Second, it is time to place the financial institutions that committed widespread fraud in receivership. We should remove the senior leadership of the banks and replace them with experienced bankers with a reputation for integrity and competence, i.e., the honest officers that quit or were fired because they refused to engage in fraud. We should prioritize the receiverships to deal with the worst known "control frauds" among the "systemically dangerous institutions" (SDIs). The SDIs' frauds and fraudulent leaders endanger the global economy.

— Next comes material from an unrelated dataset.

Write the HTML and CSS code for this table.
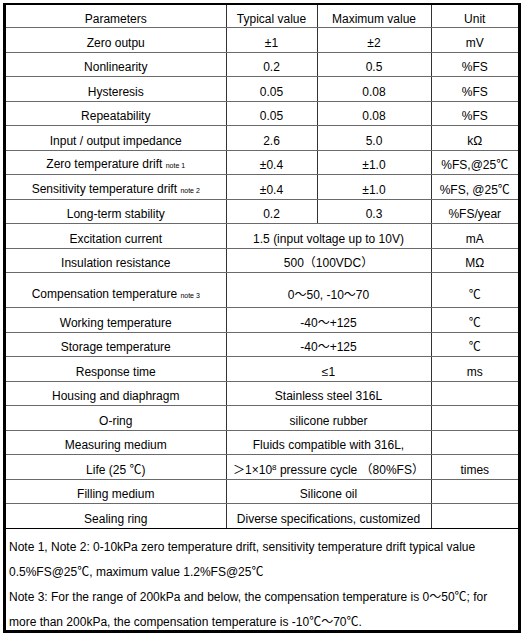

We propose Bank of America for the first receivership. In the last few weeks, the SEC has obtained a large (albeit grossly inadequate) settlement of its civil fraud charges against the former senior leaders of Countrywide. (Bank of America acquired Countrywide and is responsible for its frauds.) Fannie and Freddie's investigations -- with their findings reviewed by their regulator, the Federal Housing Finance Agency (FHFA) -- have identified many billions of dollars of fraudulent loans originated by Countrywide that were sold fraudulently to Fannie and Freddie through false representations and warranties. The Fed, BlackRock, and Pimco's investigations have identified many billions of dollars of fraudulent loans provided by Countrywide under false reps and warranties. Ambac's investigation found that 97% of the Countrywide loans reviewed by Ambac were had false reps and warranties. Countrywide also engaged in widespread foreclosure fraud. This is not surprising, for every aspect of Countrywide's nonprime mortgage operations that has been examined by a truly independent body has found widespread fraud -- in loan origination, loan sales, appraisals, and foreclosures. Fraud begets fraud. Lenders that are control frauds create criminogenic environments that produce "echo" epidemics of control fraud in other professions and industries.